On peut même en faire une sorte de roman noir, un thriller où Eutrope Gagnon cache, sous ses dehors beiges, un probable meurtrier très habile à dissimuler ses méfaits. Voilà qui change considérablement la donne. Mais au-delà du jeu de la lecture littéraire, j’y vois pour ma part un roman qui dit exactement le contraire de ce que le clergé y voyait jadis. La mort de François Paradis, double fictif d’Auguste Lemieux dévoré tout cru par des Belges qui l’avaient engagé et dont Louis Hémon a connu l’histoire, tient plutôt d’une tragédie annoncée dès les premiers mots (Ite missa est : la messe est dite, tout est joué d’avance), c’est-à-dire que la fameuse « lisière sombre de la forêt » avalera, au sens littéral, un François devenu la proie d’un cannibalisme tenant du mythe autochtone du Wendigo (un humain devenu une sorte de loup-garou après avoir mangé de la chair humaine).
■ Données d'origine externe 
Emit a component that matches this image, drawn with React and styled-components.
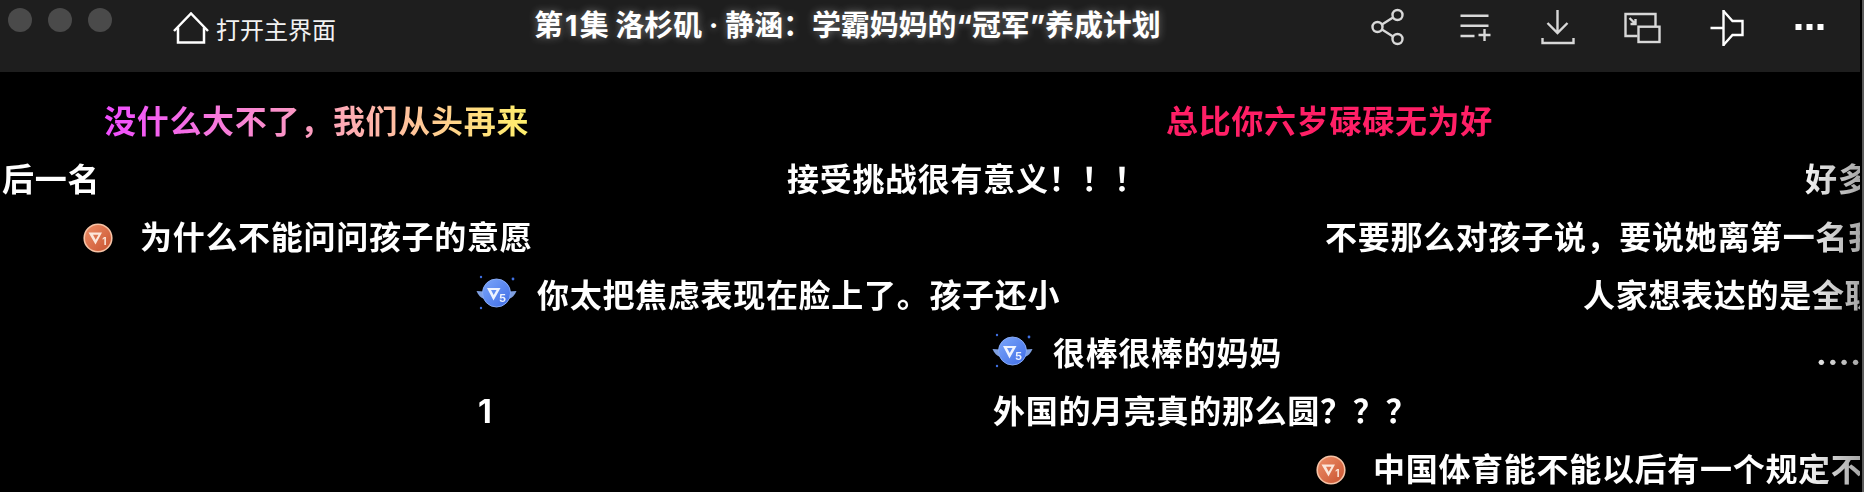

Je ne délire pas : relisez le texte, tout est là pour qui s’y attarde réellement : le Wendigo lui-même, les métaphores digestives, les allusions aux pouvoirs des « magies autochtones », etc. Oui, à l’ère de la résurgence autochtone et de la crise écologique, Maria Chapdelaine peut être lu comme une vengeance annoncée contre tous ces Blancs qui ont osé s’emparer du territoire sans le respecter.
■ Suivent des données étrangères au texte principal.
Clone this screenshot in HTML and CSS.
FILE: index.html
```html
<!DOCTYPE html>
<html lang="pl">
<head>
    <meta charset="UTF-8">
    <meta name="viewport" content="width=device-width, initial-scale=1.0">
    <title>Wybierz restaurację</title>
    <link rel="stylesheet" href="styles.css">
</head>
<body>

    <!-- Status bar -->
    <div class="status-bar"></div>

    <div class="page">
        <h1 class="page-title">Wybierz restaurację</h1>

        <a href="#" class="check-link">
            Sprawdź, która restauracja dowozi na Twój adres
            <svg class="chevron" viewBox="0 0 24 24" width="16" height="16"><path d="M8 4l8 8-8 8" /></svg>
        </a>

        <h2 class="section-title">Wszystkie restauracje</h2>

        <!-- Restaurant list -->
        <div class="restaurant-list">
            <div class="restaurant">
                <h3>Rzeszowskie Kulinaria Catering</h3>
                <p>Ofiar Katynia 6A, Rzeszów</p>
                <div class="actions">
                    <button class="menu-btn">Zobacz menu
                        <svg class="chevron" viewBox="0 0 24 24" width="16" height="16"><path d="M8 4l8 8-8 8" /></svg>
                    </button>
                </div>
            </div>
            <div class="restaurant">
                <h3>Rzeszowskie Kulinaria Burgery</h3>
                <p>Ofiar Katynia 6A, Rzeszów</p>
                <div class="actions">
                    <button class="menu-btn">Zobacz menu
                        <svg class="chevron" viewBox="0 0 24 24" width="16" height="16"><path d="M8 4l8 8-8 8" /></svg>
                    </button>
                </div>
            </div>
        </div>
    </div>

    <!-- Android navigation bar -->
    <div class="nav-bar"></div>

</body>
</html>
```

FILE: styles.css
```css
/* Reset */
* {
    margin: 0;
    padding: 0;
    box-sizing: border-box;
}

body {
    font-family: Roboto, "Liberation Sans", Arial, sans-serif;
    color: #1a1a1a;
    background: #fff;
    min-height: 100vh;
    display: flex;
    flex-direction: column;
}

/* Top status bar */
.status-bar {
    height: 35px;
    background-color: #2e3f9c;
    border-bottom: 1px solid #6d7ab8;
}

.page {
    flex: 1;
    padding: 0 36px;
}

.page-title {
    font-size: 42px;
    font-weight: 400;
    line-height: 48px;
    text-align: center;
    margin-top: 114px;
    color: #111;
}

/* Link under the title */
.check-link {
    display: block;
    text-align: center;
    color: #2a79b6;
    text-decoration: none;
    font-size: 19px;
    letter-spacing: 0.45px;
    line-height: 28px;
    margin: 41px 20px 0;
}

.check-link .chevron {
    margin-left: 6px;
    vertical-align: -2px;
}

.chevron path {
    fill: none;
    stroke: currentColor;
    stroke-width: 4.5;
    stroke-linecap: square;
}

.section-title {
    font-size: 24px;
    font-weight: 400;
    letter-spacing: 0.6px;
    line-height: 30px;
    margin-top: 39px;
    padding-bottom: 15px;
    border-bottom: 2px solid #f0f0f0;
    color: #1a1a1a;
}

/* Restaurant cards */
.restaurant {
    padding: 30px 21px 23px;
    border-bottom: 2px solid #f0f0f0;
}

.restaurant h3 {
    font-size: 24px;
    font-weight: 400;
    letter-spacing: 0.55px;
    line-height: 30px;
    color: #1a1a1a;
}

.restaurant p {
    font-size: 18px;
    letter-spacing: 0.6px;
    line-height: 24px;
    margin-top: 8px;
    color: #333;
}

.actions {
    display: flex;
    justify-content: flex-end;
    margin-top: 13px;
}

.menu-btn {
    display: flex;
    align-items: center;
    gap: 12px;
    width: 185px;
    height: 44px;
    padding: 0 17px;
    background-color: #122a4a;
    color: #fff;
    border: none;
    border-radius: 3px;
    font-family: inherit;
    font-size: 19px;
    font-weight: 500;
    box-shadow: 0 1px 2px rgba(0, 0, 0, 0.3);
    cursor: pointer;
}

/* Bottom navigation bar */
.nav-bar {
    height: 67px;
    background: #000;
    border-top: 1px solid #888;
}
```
Comment un même texte peut-il susciter des lectures aussi contraires ? C’est qu’un classique est forcément multidimensionnel, il se tourne sur lui-même et laisse entrevoir une toute nouvelle interprétation possible, qui était déjà là pourtant, mais enfouie, attendant son heure, que le présent révèle soudain pour montrer un aspect inaperçu du passé, ici la dimension fortement colonisatrice du passé québécois. Voilà ce qu’est un classique : une œuvre qui répond encore quand le présent change, mais qui mourra, comme une étoile ayant épuisé son énergie vitale, quand la question suivante le laissera à son tour silencieux.